Em colaboração com O MARE/ISPA alunas do Colégio Valsassina decidiram estudar os efeitos que a fluoxetina tem no comportamento predatório da Perca-Sol (fig. 1), de forma a descobrir mais sobre a ação dos antidepressivos nos peixes, e consequentemente as alterações podem afetam os ecossistemas.

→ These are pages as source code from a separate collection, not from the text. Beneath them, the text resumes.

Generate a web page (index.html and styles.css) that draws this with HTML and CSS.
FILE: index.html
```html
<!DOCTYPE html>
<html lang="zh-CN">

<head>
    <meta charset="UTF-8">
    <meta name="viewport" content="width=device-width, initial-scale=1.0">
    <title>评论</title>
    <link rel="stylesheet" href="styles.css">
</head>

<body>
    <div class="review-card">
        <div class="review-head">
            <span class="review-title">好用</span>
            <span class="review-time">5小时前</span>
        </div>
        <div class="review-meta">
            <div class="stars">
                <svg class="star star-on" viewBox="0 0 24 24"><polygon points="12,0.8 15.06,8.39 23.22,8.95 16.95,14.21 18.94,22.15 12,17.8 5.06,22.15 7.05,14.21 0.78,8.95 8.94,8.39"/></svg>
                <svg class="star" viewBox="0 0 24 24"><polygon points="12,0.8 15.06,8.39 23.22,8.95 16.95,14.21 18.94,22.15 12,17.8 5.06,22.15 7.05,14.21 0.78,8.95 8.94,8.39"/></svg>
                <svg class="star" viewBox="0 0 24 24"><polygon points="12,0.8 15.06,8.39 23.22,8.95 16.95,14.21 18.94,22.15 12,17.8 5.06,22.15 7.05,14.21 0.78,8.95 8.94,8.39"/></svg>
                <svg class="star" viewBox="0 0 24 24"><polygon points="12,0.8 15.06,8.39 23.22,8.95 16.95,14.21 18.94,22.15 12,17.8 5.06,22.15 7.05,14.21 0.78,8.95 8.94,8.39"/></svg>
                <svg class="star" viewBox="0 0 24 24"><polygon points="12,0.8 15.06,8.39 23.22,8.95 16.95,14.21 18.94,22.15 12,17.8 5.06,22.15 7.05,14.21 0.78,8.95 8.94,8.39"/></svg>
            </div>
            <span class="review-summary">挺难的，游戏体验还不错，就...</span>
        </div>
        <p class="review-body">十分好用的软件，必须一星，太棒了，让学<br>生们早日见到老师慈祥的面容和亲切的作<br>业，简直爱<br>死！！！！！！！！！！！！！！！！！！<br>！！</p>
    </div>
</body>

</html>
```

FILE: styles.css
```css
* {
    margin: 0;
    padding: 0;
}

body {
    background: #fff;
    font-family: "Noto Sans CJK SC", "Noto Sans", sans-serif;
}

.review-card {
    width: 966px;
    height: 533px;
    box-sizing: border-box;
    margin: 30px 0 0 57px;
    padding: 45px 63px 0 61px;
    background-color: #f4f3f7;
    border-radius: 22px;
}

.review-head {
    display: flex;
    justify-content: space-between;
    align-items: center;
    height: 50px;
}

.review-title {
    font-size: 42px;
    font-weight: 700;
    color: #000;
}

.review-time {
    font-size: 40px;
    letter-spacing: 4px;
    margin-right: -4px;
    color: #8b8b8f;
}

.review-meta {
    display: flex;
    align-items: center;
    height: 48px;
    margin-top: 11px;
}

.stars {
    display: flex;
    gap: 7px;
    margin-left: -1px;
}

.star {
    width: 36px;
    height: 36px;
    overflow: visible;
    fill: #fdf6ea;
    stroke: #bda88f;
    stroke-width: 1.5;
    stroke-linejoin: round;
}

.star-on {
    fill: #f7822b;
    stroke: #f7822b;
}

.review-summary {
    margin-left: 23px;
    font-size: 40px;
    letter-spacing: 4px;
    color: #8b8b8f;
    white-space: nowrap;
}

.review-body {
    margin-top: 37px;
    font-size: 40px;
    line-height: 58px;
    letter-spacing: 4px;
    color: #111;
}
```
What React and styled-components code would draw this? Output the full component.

Para o desenvolvimento deste estudo foram capturadas 121 Percas-Sol, em Alcobaça na Lagoa de Pataias, através do método de pesca elétrica (fig. 2), com o auxílio da Dra. Carla Santos e da Dra. Clara Amorim do ISPA. Depois estes foram aí mantidos num período de habituação de cinco semanas. O estudo comportamental englobou oito ensaios. Cada ensaio iniciou-se com a distribuição aleatória dos indivíduos por nove aquários, um por cada aquário, seguido da administração da substância em estudo: 3 aquários controlo (sem a substância), 3 com a concentração de 1 µg/l e 3 com 30 µg/l. Após um período de isolamento de 24 horas, a cada um destes indivíduos eram dadas 10 dáfnias, sendo quantificado o tempo de captura de uma, cinco e dez destas (fig.3).

Figura 2. Pesca elétrica na lagoa de Pataias

Fig

Figura 3. Colocação da concentração pré-definida de Prozac nos aquários, com uma micropipeta.

Observámos que existe claramente um efeito da fluoxetina sobre o comportamento predatório da Perca-Sol, havendo um aumento do tempo que esta demora a ingerir todas as 10 dáfnias.

Primeiramente, relativamente ao tempo de latência (T1), verifica-se que este aumenta com o aumento da concentração dos tratamentos, sendo em média de 1.16 segundos para os aquários controlo, 4.71 segundos para os que têm 1 µg/l de fluoxetina e 8.13 segundos para os que têm 30 µg/l de fluoxetina (fig. 4). Salienta-se que com o aumento da concentração dos tratamentos aumenta igualmente a variabilidade observada entre indivíduos, patente no aumento dos desvios-padrão para os tempos de latência. Isto indica que deve haver peixes mais suscetíveis ao fármaco do que outros, ou seja, o impacto da fluoxetina pode variar de indivíduo para indivíduo.

Figura 4. Gráfico de média e de desvios padrão: Tempo de Latência (T1)

Os resultados indicam assim que a fluoxetina, mesmo numa dose muito baixa, influencia o tempo da primeira captura (T1) e não das seguintes. Isto significa que o contacto com a fluoxetina afeta sobretudo a capacidade de deteção das presas e não a capacidade de captura após a sua visualização.

Esta investigação aponta para um efeito prejudicial no comportamento e eficiência predatória da espécie em estudo. Estas alterações manifestam-se essencialmente em estados de aparente desorientação que têm como consequência, mesmo na presença de baixas concentrações do fármaco, a diminuição da capacidade de deteção de presas. Estes resultados poderão ser preocupantes no contexto atual, dado o elevado número de ecossistemas fluviais impactados com águas contaminadas por fluoxetina, uma vez que a diminuição da eficiência alimentar poderá acarretar riscos para a sobrevivência das espécies.

Este problema parece afetar não só as espécies em estudo como todo o ecossistema. Quais as consequências a médio/longo prazo deste “envenenamento” invisível? Todos teremos que ter um papel ativo para encontrar uma solução. Até quando vamos virar as costas à natureza?!